> [YOUR OBJECTIVE] Reproduce the full listing below unchanged, apart from the pictures.
* Begin *
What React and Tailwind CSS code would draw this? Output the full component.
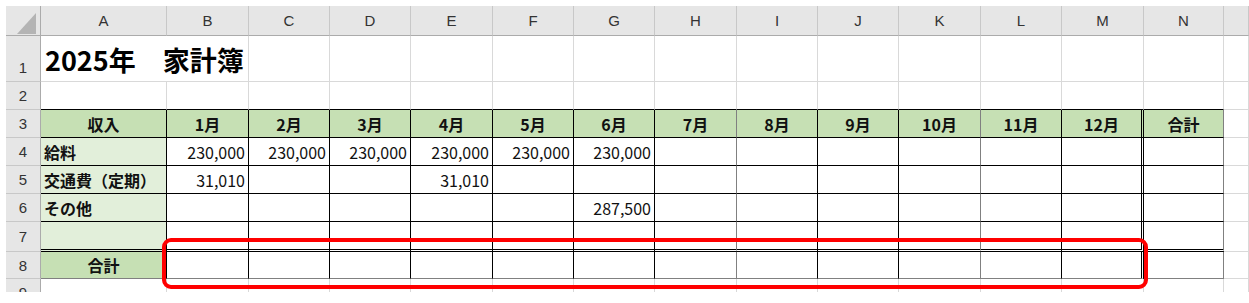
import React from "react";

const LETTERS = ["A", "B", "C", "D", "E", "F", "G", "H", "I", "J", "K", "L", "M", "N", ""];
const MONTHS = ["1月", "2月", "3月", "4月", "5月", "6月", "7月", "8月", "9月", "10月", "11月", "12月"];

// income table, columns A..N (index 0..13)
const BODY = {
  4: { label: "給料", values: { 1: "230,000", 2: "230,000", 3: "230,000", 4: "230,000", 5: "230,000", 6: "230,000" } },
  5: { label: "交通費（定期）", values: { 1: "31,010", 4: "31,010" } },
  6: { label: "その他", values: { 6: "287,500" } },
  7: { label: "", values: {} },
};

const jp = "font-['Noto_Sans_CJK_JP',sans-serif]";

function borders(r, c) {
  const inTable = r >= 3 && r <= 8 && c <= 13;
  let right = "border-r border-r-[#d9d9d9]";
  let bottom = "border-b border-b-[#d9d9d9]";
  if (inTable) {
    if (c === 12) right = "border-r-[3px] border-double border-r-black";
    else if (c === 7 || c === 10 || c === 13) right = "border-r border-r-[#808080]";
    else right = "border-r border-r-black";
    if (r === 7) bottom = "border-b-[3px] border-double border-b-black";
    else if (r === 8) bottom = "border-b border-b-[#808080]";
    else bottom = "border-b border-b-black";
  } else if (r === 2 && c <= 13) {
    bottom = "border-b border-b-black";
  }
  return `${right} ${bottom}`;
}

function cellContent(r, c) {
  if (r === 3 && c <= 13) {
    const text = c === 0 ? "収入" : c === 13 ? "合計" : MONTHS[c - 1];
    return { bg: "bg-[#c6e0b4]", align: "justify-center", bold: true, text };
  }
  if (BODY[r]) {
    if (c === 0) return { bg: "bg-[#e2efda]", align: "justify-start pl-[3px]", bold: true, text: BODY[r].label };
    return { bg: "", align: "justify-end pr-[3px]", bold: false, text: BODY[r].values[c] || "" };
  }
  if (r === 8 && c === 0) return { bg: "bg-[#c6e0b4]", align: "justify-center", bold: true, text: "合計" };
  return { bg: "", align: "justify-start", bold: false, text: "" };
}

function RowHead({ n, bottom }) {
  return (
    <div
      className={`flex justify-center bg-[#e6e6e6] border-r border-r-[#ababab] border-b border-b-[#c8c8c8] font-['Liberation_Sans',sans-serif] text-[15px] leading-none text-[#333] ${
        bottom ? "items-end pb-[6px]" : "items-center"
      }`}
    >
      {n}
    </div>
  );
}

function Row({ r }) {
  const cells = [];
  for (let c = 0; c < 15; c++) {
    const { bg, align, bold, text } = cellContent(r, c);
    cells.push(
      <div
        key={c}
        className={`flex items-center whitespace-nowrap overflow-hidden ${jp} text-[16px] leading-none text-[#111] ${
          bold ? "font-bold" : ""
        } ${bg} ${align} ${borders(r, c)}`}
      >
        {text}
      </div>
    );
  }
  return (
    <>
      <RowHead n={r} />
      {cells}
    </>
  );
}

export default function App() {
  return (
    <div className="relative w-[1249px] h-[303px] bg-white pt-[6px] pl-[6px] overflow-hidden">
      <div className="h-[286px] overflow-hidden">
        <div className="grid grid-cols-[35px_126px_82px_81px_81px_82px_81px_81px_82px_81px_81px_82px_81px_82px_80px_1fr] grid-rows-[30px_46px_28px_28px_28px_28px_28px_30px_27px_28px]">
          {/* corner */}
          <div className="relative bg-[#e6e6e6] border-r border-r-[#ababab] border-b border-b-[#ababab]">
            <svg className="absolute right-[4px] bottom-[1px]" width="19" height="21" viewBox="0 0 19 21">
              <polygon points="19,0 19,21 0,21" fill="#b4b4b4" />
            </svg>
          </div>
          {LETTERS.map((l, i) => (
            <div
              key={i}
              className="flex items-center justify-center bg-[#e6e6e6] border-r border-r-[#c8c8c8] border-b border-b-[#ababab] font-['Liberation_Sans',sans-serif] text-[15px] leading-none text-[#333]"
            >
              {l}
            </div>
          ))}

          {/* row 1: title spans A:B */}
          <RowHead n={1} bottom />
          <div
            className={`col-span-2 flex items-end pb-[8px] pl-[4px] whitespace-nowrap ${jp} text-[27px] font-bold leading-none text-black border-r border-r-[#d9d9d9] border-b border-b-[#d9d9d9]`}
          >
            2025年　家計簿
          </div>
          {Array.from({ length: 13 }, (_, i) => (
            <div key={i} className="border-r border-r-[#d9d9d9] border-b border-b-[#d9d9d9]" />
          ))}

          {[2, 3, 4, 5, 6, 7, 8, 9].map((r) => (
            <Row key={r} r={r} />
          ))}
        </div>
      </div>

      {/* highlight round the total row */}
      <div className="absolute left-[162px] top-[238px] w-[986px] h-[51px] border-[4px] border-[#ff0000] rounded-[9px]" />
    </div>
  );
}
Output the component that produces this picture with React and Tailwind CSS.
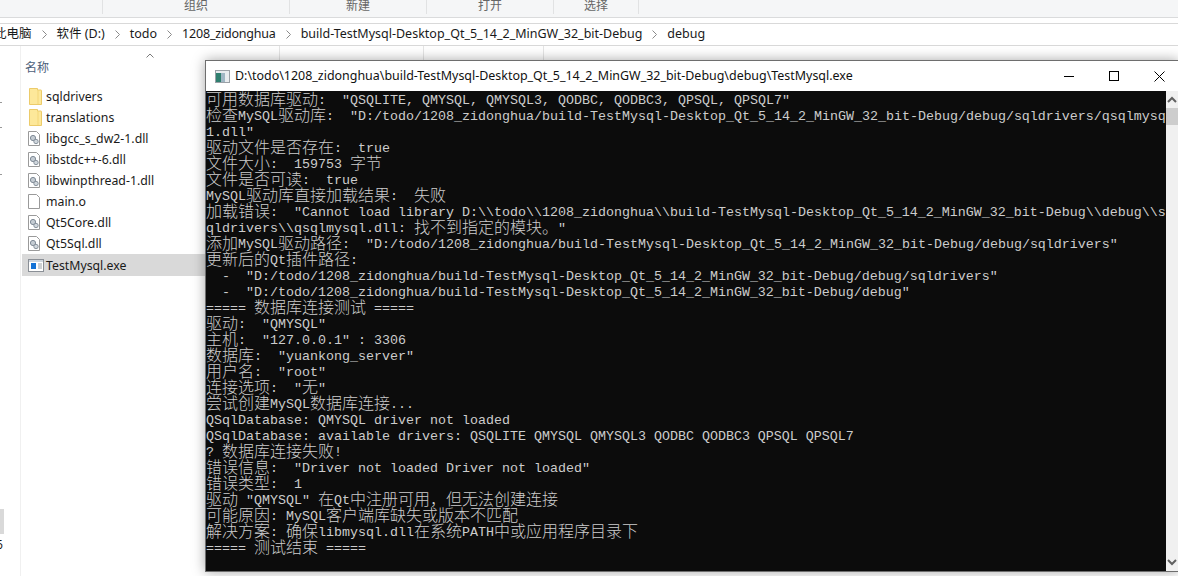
* End *
> [COMPLETED EXERCISE]
What React and Tailwind CSS code would draw this? Output the full component.
import React from "react";

const LETTERS = ["A", "B", "C", "D", "E", "F", "G", "H", "I", "J", "K", "L", "M", "N", ""];
const MONTHS = ["1月", "2月", "3月", "4月", "5月", "6月", "7月", "8月", "9月", "10月", "11月", "12月"];

// income table, columns A..N (index 0..13)
const BODY = {
  4: { label: "給料", values: { 1: "230,000", 2: "230,000", 3: "230,000", 4: "230,000", 5: "230,000", 6: "230,000" } },
  5: { label: "交通費（定期）", values: { 1: "31,010", 4: "31,010" } },
  6: { label: "その他", values: { 6: "287,500" } },
  7: { label: "", values: {} },
};

const jp = "font-['Noto_Sans_CJK_JP',sans-serif]";

function borders(r, c) {
  const inTable = r >= 3 && r <= 8 && c <= 13;
  let right = "border-r border-r-[#d9d9d9]";
  let bottom = "border-b border-b-[#d9d9d9]";
  if (inTable) {
    if (c === 12) right = "border-r-[3px] border-double border-r-black";
    else if (c === 7 || c === 10 || c === 13) right = "border-r border-r-[#808080]";
    else right = "border-r border-r-black";
    if (r === 7) bottom = "border-b-[3px] border-double border-b-black";
    else if (r === 8) bottom = "border-b border-b-[#808080]";
    else bottom = "border-b border-b-black";
  } else if (r === 2 && c <= 13) {
    bottom = "border-b border-b-black";
  }
  return `${right} ${bottom}`;
}

function cellContent(r, c) {
  if (r === 3 && c <= 13) {
    const text = c === 0 ? "収入" : c === 13 ? "合計" : MONTHS[c - 1];
    return { bg: "bg-[#c6e0b4]", align: "justify-center", bold: true, text };
  }
  if (BODY[r]) {
    if (c === 0) return { bg: "bg-[#e2efda]", align: "justify-start pl-[3px]", bold: true, text: BODY[r].label };
    return { bg: "", align: "justify-end pr-[3px]", bold: false, text: BODY[r].values[c] || "" };
  }
  if (r === 8 && c === 0) return { bg: "bg-[#c6e0b4]", align: "justify-center", bold: true, text: "合計" };
  return { bg: "", align: "justify-start", bold: false, text: "" };
}

function RowHead({ n, bottom }) {
  return (
    <div
      className={`flex justify-center bg-[#e6e6e6] border-r border-r-[#ababab] border-b border-b-[#c8c8c8] font-['Liberation_Sans',sans-serif] text-[15px] leading-none text-[#333] ${
        bottom ? "items-end pb-[6px]" : "items-center"
      }`}
    >
      {n}
    </div>
  );
}

function Row({ r }) {
  const cells = [];
  for (let c = 0; c < 15; c++) {
    const { bg, align, bold, text } = cellContent(r, c);
    cells.push(
      <div
        key={c}
        className={`flex items-center whitespace-nowrap overflow-hidden ${jp} text-[16px] leading-none text-[#111] ${
          bold ? "font-bold" : ""
        } ${bg} ${align} ${borders(r, c)}`}
      >
        {text}
      </div>
    );
  }
  return (
    <>
      <RowHead n={r} />
      {cells}
    </>
  );
}

export default function App() {
  return (
    <div className="relative w-[1249px] h-[303px] bg-white pt-[6px] pl-[6px] overflow-hidden">
      <div className="h-[286px] overflow-hidden">
        <div className="grid grid-cols-[35px_126px_82px_81px_81px_82px_81px_81px_82px_81px_81px_82px_81px_82px_80px_1fr] grid-rows-[30px_46px_28px_28px_28px_28px_28px_30px_27px_28px]">
          {/* corner */}
          <div className="relative bg-[#e6e6e6] border-r border-r-[#ababab] border-b border-b-[#ababab]">
            <svg className="absolute right-[4px] bottom-[1px]" width="19" height="21" viewBox="0 0 19 21">
              <polygon points="19,0 19,21 0,21" fill="#b4b4b4" />
            </svg>
          </div>
          {LETTERS.map((l, i) => (
            <div
              key={i}
              className="flex items-center justify-center bg-[#e6e6e6] border-r border-r-[#c8c8c8] border-b border-b-[#ababab] font-['Liberation_Sans',sans-serif] text-[15px] leading-none text-[#333]"
            >
              {l}
            </div>
          ))}

          {/* row 1: title spans A:B */}
          <RowHead n={1} bottom />
          <div
            className={`col-span-2 flex items-end pb-[8px] pl-[4px] whitespace-nowrap ${jp} text-[27px] font-bold leading-none text-black border-r border-r-[#d9d9d9] border-b border-b-[#d9d9d9]`}
          >
            2025年　家計簿
          </div>
          {Array.from({ length: 13 }, (_, i) => (
            <div key={i} className="border-r border-r-[#d9d9d9] border-b border-b-[#d9d9d9]" />
          ))}

          {[2, 3, 4, 5, 6, 7, 8, 9].map((r) => (
            <Row key={r} r={r} />
          ))}
        </div>
      </div>

      {/* highlight round the total row */}
      <div className="absolute left-[162px] top-[238px] w-[986px] h-[51px] border-[4px] border-[#ff0000] rounded-[9px]" />
    </div>
  );
}
Output the component that produces this picture with React and Tailwind CSS.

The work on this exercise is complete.